# Summon Durations



## Knight Otu (Apr 3, 2005)

I've purchased Elements of Magic and Lyceian Arcana recently, and I'm quite happy with it. I've tried creating a few spells and a character to get the basic idea of the rules when I stumbled across a bit in the Summon list Enhancements (p78):



> Remember that general enhancements to increase the duration of Summon spells cost twice as much as normal.
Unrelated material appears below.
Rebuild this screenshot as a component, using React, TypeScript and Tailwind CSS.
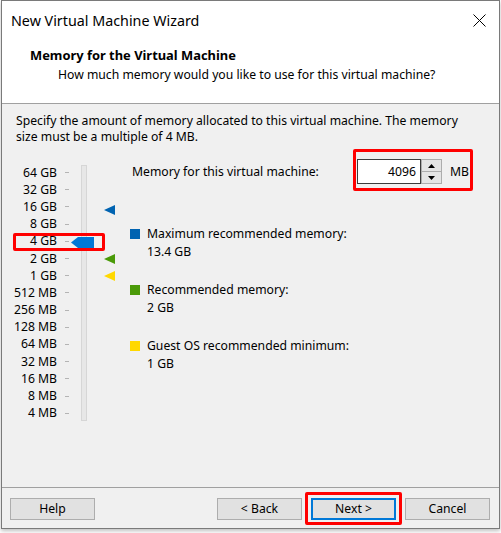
import React from "react";

const labels = ["64 GB","32 GB","16 GB","8 GB","4 GB","2 GB","1 GB","512 MB","256 MB","128 MB","64 MB","32 MB","16 MB","8 MB","4 MB"];

function Tri({ color, top }: { color: string; top: number }) {
  return (
    <svg className="absolute" style={{ left: 102, top }} width="11" height="10" viewBox="0 0 11 10">
      <polygon points="0,5 11,0 11,10" fill={color} />
    </svg>
  );
}

export default function App() {
  return (
    <div className="relative w-[501px] h-[533px] bg-white text-black text-[12.2px] leading-[16px]" style={{ fontFamily: '"Noto Sans", "Segoe UI", sans-serif' }}>
      <div className="ml-[1px] w-[499px] h-[529px] border border-[#7a7a7a] bg-[#f0f0f0] flex flex-col shadow-[0_2px_4px_rgba(0,0,0,0.25)]">
        {/* title bar */}
        <div className="h-[39px] bg-white flex items-center justify-between pl-[9px] pr-[13px]">
          <span className="text-[14.3px] leading-[20px]">New Virtual Machine Wizard</span>
          <svg width="13" height="13" viewBox="0 0 13 13">
            <path d="M0.5 0.5 L12.5 12.5 M12.5 0.5 L0.5 12.5" stroke="#000" strokeWidth="1" />
          </svg>
        </div>
        {/* header */}
        <div className="h-[63px] bg-white pt-[7px]">
          <div className="pl-[28px] font-bold text-[12.9px]">Memory for the Virtual Machine</div>
          <div className="pl-[56px] mt-[4px]">How much memory would you like to use for this virtual machine?</div>
        </div>
        <div className="h-[1px] bg-[#a0a0a0]" />
        {/* body */}
        <div className="flex-1 flex flex-col">
          <div className="pl-[14px] pt-[9px] whitespace-nowrap">
            Specify the amount of memory allocated to this virtual machine. The memory
            <br />
            size must be a multiple of 4 MB.
          </div>
          <div className="relative mt-[19px] flex h-[258px]">
            <div className="flex flex-col">
              {labels.map((l) => (
                <div key={l} className="h-[17.2px] flex items-center">
                  <span className="w-[55px] text-right whitespace-nowrap">{l}</span>
                  <span className="ml-[8px] w-[4px] h-[1px] bg-[#b4b4b4]" />
                </div>
              ))}
            </div>
            <div className="ml-[12px] mt-[1px] w-[6px] h-[256px] bg-[#e7e7e7] border border-[#d6d6d6]" />
            {/* thumb */}
            <svg className="absolute" style={{ left: 69, top: 73 }} width="23" height="11" viewBox="0 0 23 11">
              <polygon points="0,5.5 7,0 23,0 23,11 7,11" fill="#0078d7" />
            </svg>
            <Tri color="#0063b1" top={41} />
            <Tri color="#4a9a08" top={90} />
            <Tri color="#ffd800" top={107} />
            {/* right column */}
            <div className="ml-[43px] -mt-[5px] flex flex-col">
              <div className="h-[25px] flex items-center pl-[2px]">
                <span className="w-[225px] whitespace-nowrap">Memory for this virtual machine:</span>
                <div className="w-[64px] h-[25px] bg-white border border-[#3c3c3c] flex items-center justify-end pr-[4px]">4096</div>
                <div className="w-[21px] h-[25px] border border-[#adadad] flex flex-col">
                  <div className="flex-1 bg-[#e5e5e5] border-b border-[#adadad] flex items-center justify-center">
                    <svg width="7" height="4" viewBox="0 0 7 4"><polygon points="0,4 3.5,0 7,4" fill="#000" /></svg>
                  </div>
                  <div className="flex-1 bg-[#e5e5e5] flex items-center justify-center">
                    <svg width="7" height="4" viewBox="0 0 7 4"><polygon points="0,0 7,0 3.5,4" fill="#000" /></svg>
                  </div>
                </div>
                <span className="ml-[8px]">MB</span>
              </div>
              <div className="mt-[42px] flex items-center">
                <span className="w-[10px] h-[10px] bg-[#0063b1]" />
                <span className="ml-[7px] whitespace-nowrap">Maximum recommended memory:</span>
              </div>
              <div className="mt-[2px] pl-[17px]">13.4 GB</div>
              <div className="mt-[22px] flex items-center">
                <span className="w-[10px] h-[10px] bg-[#4a9a08]" />
                <span className="ml-[7px] whitespace-nowrap">Recommended memory:</span>
              </div>
              <div className="mt-[2px] pl-[17px]">2 GB</div>
              <div className="mt-[22px] flex items-center">
                <span className="w-[10px] h-[10px] bg-[#ffd800]" />
                <span className="ml-[7px] whitespace-nowrap">Guest OS recommended minimum:</span>
              </div>
              <div className="mt-[2px] pl-[17px]">1 GB</div>
            </div>
          </div>
          <div className="flex-1" />
          <div className="h-[1px] bg-[#a0a0a0]" />
          <div className="h-[40px] pt-[10px] pl-[8px] pr-[9px] flex items-start">
            <button className="w-[85px] h-[22px] bg-[#e1e1e1] border border-[#adadad] leading-[20px]">Help</button>
            <div className="flex-1" />
            <button className="w-[85px] h-[22px] bg-[#e1e1e1] border border-[#adadad] leading-[20px]">&lt; Back</button>
            <button className="ml-[9px] w-[85px] h-[22px] bg-[#e1e1e1] border-2 border-[#0078d7] leading-[18px]">Next &gt;</button>
            <button className="ml-[9px] w-[85px] h-[22px] bg-[#e1e1e1] border border-[#adadad] leading-[20px]">Cancel</button>
          </div>
        </div>
      </div>
      {/* annotation boxes */}
      <div className="absolute left-[13px] top-[233px] w-[92px] h-[18px] border-[3px] border-[#ff0000] rounded-[2px]" />
      <div className="absolute left-[353px] top-[149px] w-[120px] h-[42px] border-[3px] border-[#ff0000] rounded-[2px]" />
      <div className="absolute left-[305px] top-[492px] w-[97px] h-[33px] border-[3px] border-[#ff0000] rounded-[2px]" />
    </div>
  );
}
Since that is the first mention of something like this, it cannot really be remembered, plus, none of the remaining rules that mention the Summon list (such as the Create Permament Spell application to create creatures) seem to back this up.
I also couldn't find anything in the threads here, so I'm wondering if its a holdover from the first EoM release, or a rule that was supposed to appear, but was canned at the last minute, or something else?


----------



## RangerWickett (Apr 3, 2005)

Oh, yep, that was a hold-over from an earlier draft.  I'm surprised no one noticed it until now.  I think the original logic was that summoning things for ten minutes is too powerful usually, but I haven't heard any complaints yet.  It was a needless complication.


----------



## Knight Otu (Apr 3, 2005)

OK, thanks!


----------



## Verequus (Apr 4, 2005)

Arg, I've never noticed, that this rule has been abolished! I've memorized this little bugger too well, it seems.


----------